Walking through the narrow corridors and down the side sois, you are ensconced in The Good Stuff. The Real Good Stuff. Pig heads proudly displayed kitty corner on meat wagons for optimal viewing capacity. Jungle Chickens being cleaned and broken down, so that their sought-after dark flesh is prominently presented. Intestines intermingling with liver on the same table – a nice homage to their place of origin.
During the cool hours of the morning and the hot hours of the day is when the real business takes place. It is true with any market that the mornings will be the busiest. I mean, that’s when the product is the freshest. Likewise, you can’t much serve food for lunch if you haven’t bought it till dinner.
However, at Muang Mai Market the afternoons seem to be just as busy as the AM hours. This is due to a number of reasons. The chief of which is tuk tuks. More accurately evening tuk tuk tours and the horde of farang they bring with them. I mean it can be hard to haggle over the sound of the tour guide’s microphone explaining that “This is where the locals go”. The irony is as palpable as that smell of durian emanating out of his followers plastic bags – like I said, it’s stayed the same for the most part.

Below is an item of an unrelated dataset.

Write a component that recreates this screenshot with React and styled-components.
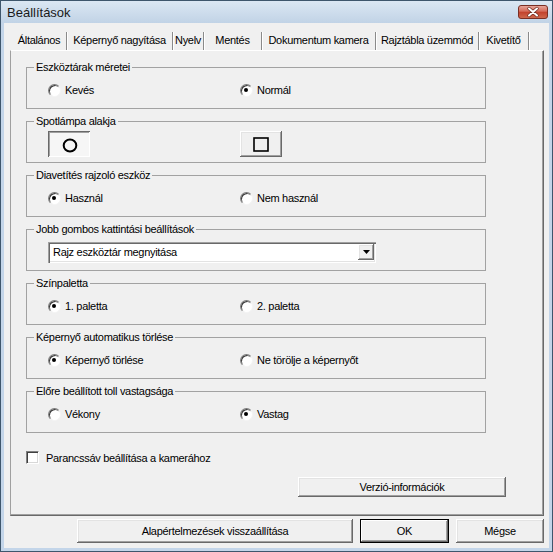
import React from "react";
import styled, { createGlobalStyle } from "styled-components";

const GlobalStyle = createGlobalStyle`
  html, body {
    margin: 0;
    padding: 0;
    background: #f0f0f0;
  }
  body {
    font-family: "Liberation Sans", Arial, sans-serif;
    font-size: 11px;
    letter-spacing: -0.3px;
    color: #000;
  }
`;

const Window = styled.div`
  width: 553px;
  height: 552px;
  box-sizing: border-box;
  border: 1px solid #3e566c;
  background: #c3d5e9;
  display: flex;
  flex-direction: column;
`;

const TitleBar = styled.div`
  height: 22px;
  flex: none;
  display: flex;
  align-items: center;
  justify-content: space-between;
  padding: 0 4px 0 6px;
  background: linear-gradient(#dbe7f3, #c1d3e6);
`;

const Title = styled.span`
  font-size: 13px;
  letter-spacing: 0;
  color: #1a1a1a;
`;

const Body = styled.div`
  flex: 1;
  margin: 0 3px 3px;
  padding-top: 7px;
  background: #f0f0f0;
  display: flex;
  flex-direction: column;
`;

const TabRow = styled.div`
  display: flex;
  height: 20px;
  padding-left: 8px;
`;

const Tab = styled.div`
  width: ${(p) => p.$w}px;
  box-sizing: border-box;
  display: flex;
  align-items: center;
  justify-content: center;
  border-right: 1px solid #8a8a8a;
  box-shadow: 1px 0 0 #fff;
  margin-top: 2px;
  padding-bottom: 3px;
  white-space: nowrap;
`;

const Panel = styled.div`
  height: 466px;
  box-sizing: border-box;
  margin: 0 5px 0 6px;
  border-top: 1px solid #fff;
  border-left: 1px solid #a0a0a0;
  border-right: 1px solid #696969;
  border-bottom: 1px solid #696969;
  box-shadow: inset -1px -1px 0 #a0a0a0;
  padding: 16px 0 0 15px;
  display: flex;
  flex-direction: column;
`;

const GroupStack = styled.div`
  display: flex;
  flex-direction: column;
  gap: 12px;
`;

const Group = styled.div`
  position: relative;
  width: 460px;
  height: 42px;
  box-sizing: border-box;
  border: 1px solid #a2a2a2;
`;

const Caption = styled.span`
  position: absolute;
  top: -7px;
  left: 7px;
  padding: 0 2px;
  line-height: 13px;
  background: #f0f0f0;
  white-space: nowrap;
`;

const Row = styled.div`
  height: 100%;
  box-sizing: border-box;
  padding: 4px 0 0 21px;
  display: grid;
  grid-template-columns: 192px 1fr;
  align-items: center;
`;

const Option = styled.label`
  display: flex;
  align-items: center;
  gap: 4px;
  white-space: nowrap;
`;

const RadioMark = styled.span`
  position: relative;
  width: 13px;
  height: 13px;
  box-sizing: border-box;
  border-radius: 50%;
  border: 1px solid;
  border-color: #7c7c7c #f4f4f4 #f4f4f4 #7c7c7c;
  box-shadow: inset 1px 1px 0 #3a3a3a;
  background: #fff;
  flex: none;

  &::after {
    content: "";
    display: ${(p) => (p.$on ? "block" : "none")};
    position: absolute;
    left: 3px;
    top: 3px;
    width: 4px;
    height: 4px;
    border-radius: 50%;
    background: #000;
  }
`;

const CheckRow = styled.label`
  margin-top: 18px;
  display: flex;
  align-items: center;
  gap: 7px;
  height: 13px;
`;

const CheckMark = styled.span`
  width: 13px;
  height: 13px;
  box-sizing: border-box;
  border: 1px solid;
  border-color: #808080 #fff #fff #808080;
  box-shadow: inset 1px 1px 0 #404040, inset -1px -1px 0 #d8d8d8;
  background: #fff;
  flex: none;
`;

const raised = `
  background: #f0f0f0;
  border: none;
  box-shadow: inset -1px -1px 0 #696969, inset 1px 1px 0 #fff,
    inset -2px -2px 0 #a0a0a0, inset 2px 2px 0 #e3e3e3;
`;

const Button = styled.button`
  ${raised}
  width: ${(p) => p.$w}px;
  height: ${(p) => p.$h || 24}px;
  padding: 0;
  font-family: inherit;
  font-size: 11px;
  letter-spacing: -0.3px;
  color: #000;
  flex: none;
  ${(p) =>
    p.$default &&
    `
    outline: 1px solid #000;
    outline-offset: -1px;
    box-shadow: inset -2px -2px 0 #696969, inset 2px 2px 0 #fff,
      inset -3px -3px 0 #a0a0a0;
  `}
`;

const ShapeButton = styled.button`
  width: 42px;
  height: 26px;
  padding: 0;
  display: flex;
  align-items: center;
  justify-content: center;
  border: none;
  ${(p) =>
    p.$pressed
      ? `
    background: #f6f6f6;
    box-shadow: inset 1px 1px 0 #696969, inset -1px -1px 0 #fff,
      inset 2px 2px 0 #a0a0a0;
    padding: 2px 0 0 2px;
  `
      : raised}
`;

const Select = styled.div`
  width: 328px;
  height: 21px;
  box-sizing: border-box;
  display: flex;
  align-items: center;
  justify-content: space-between;
  padding: 0 2px 0 5px;
  background: #fff;
  box-shadow: inset 1px 1px 0 #a0a0a0, inset 2px 2px 0 #696969,
    inset -1px -1px 0 #fff, inset -2px -2px 0 #e3e3e3;
`;

const DropButton = styled.span`
  ${raised}
  width: 16px;
  height: 16px;
  display: flex;
  align-items: center;
  justify-content: center;
`;

const VersionButton = styled(Button)`
  margin: 13px 0 0 272px;
`;

const Footer = styled.div`
  display: flex;
  justify-content: flex-end;
  gap: 7px;
  padding: 3px 5px 0 0;
`;

const tabs = [
  ["Általános", 55],
  ["Képernyő nagyítása", 106],
  ["Nyelv", 31],
  ["Mentés", 58],
  ["Dokumentum kamera", 114],
  ["Rajztábla üzemmód", 103],
  ["Kivetítő", 50],
];

const radioGroups = [
  ["Eszköztárak méretei", "Kevés", "Normál", 1],
  ["Spotlámpa alakja"],
  ["Diavetítés rajzoló eszköz", "Használ", "Nem használ", 0],
  ["Jobb gombos kattintási beállítások"],
  ["Színpaletta", "1. paletta", "2. paletta", 0],
  ["Képernyő automatikus törlése", "Képernyő törlése", "Ne törölje a képernyőt", 0],
  ["Előre beállított toll vastagsága", "Vékony", "Vastag", 1],
];

function CloseIcon() {
  return (
    <svg width="30" height="14" viewBox="0 0 30 14">
      <defs>
        <linearGradient id="cl" x1="0" y1="0" x2="0" y2="1">
          <stop offset="0" stopColor="#e8aaa0" />
          <stop offset="0.45" stopColor="#d46a58" />
          <stop offset="0.5" stopColor="#c2412c" />
          <stop offset="1" stopColor="#cf6a4e" />
        </linearGradient>
      </defs>
      <rect x="0.5" y="0.5" width="29" height="13" rx="2.5" fill="url(#cl)" stroke="#7a2f24" />
      <path d="M11 3.5 L19 10.5 M19 3.5 L11 10.5" stroke="#6b2a20" strokeWidth="3.4" strokeLinecap="round" />
      <path d="M11 3.5 L19 10.5 M19 3.5 L11 10.5" stroke="#fff" strokeWidth="2" strokeLinecap="round" />
    </svg>
  );
}

function Radio({ label, on }) {
  return (
    <Option>
      <RadioMark $on={on} />
      {label}
    </Option>
  );
}

function GroupContent({ index, a, b, sel }) {
  if (index === 1) {
    return (
      <Row>
        <ShapeButton $pressed>
          <svg width="16" height="15" viewBox="0 0 16 15">
            <ellipse cx="8" cy="7.5" rx="6.3" ry="6" fill="none" stroke="#000" strokeWidth="2" />
          </svg>
        </ShapeButton>
        <ShapeButton>
          <svg width="16" height="15" viewBox="0 0 16 15">
            <rect x="1" y="1" width="14" height="13" fill="none" stroke="#000" strokeWidth="1.6" />
          </svg>
        </ShapeButton>
      </Row>
    );
  }
  if (index === 3) {
    return (
      <Row>
        <Select>
          <span>Rajz eszköztár megnyitása</span>
          <DropButton>
            <svg width="7" height="4" viewBox="0 0 7 4">
              <path d="M0 0 H7 L3.5 4 Z" fill="#000" />
            </svg>
          </DropButton>
        </Select>
      </Row>
    );
  }
  return (
    <Row>
      <Radio label={a} on={sel === 0} />
      <Radio label={b} on={sel === 1} />
    </Row>
  );
}

export default function App() {
  return (
    <>
      <GlobalStyle />
      <Window>
        <TitleBar>
          <Title>Beállítások</Title>
          <CloseIcon />
        </TitleBar>
        <Body>
          <TabRow>
            {tabs.map(([name, w]) => (
              <Tab key={name} $w={w}>
                {name}
              </Tab>
            ))}
          </TabRow>
          <Panel>
            <GroupStack>
              {radioGroups.map(([title, a, b, sel], i) => (
                <Group key={title}>
                  <Caption>{title}</Caption>
                  <GroupContent index={i} a={a} b={b} sel={sel} />
                </Group>
              ))}
            </GroupStack>
            <CheckRow>
              <CheckMark />
              Parancssáv beállítása a kamerához
            </CheckRow>
            <VersionButton $w={208} $h={20}>
              Verzió-információk
            </VersionButton>
          </Panel>
          <Footer>
            <Button $w={276}>Alapértelmezések visszaállítása</Button>
            <Button $w={89} $default>
              OK
            </Button>
            <Button $w={88}>Mégse</Button>
          </Footer>
        </Body>
      </Window>
    </>
  );
}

Kad Muang Mai is mostly a wholesale market. The people who consistently shop here buy in bulk and bring a truck, or at least a motorcycle with a side car. That’s not to say that smaller quantities are not sold. Those are just kept out front and away from the real industry. As there aren’t many Thai business owners reading my stuff, this is the portion of the market I’ll be discussing.
The “front” of the market is found along the road by the Ping River. While there is a gradient to where it actually “begins”, for the purpose of this piece, the starting point will be the last entrance along that one way road – just before the Krung Thai Bank.
Follow this link.
Buying for Home Use

Before taking the turn into the actual market you will find a variety of fruit stands. These should be avoided. They are generally overpriced for the market and aimed at tourists. However the mango venders here shouldn’t be overlooked. They sell a number of different priced mangoes who’s only real difference is their age. That’s to say those 70 baht per kilo mangos were the 80 baht ones yesterday and will be the 60 baht ones tomorrow. You can think of it as a time bomb of sorts, who’s “explosion” will be the reluctance to eat whole. A count down to the blender or garbage if you will.

Thai Pantry Staples
After heading down the first soi of Muang Mai Market is where the “home” shopping begins. This ally, as well the ones perpendicular near the pork vendors, is where I go when looking to find high quality and cheap ingredients.Immediately to your left are a number of “dry seasonings” and hardy aromatic vendors. Garlic and shallots, the Thai trinity (lemon grass, kaffir lime leaves, galangal), sacks of dried chilies, the essential building blocks of most Thai food. This is where you buy items that you will find in most any Thai home kitchen at any given time.
They also sell tua noa. This is an ingredient that is quintessential in the food of Mae Hong Son, as well as the surrounding areas. The name roughy translates to “spoiled beans”. This is not an unfair description, as it is essentially fermented soy. Unlike your other variants of fermented soy (soy sauce, miso, natto), tua noa packs a smell so pungent it is only matched in potency by stir fried garlic or nearby durian.
The process for making tua noa starts out like natto, turns ing the direction of tortilla, and finishes like a s’more. After the soy has finished “spoiling” it is ground into a paste and pressed it into a thin disk, using what is basically a Thai tortilladora. This paddy is then toasted over coals until browned and blistered, unlocking its perfume.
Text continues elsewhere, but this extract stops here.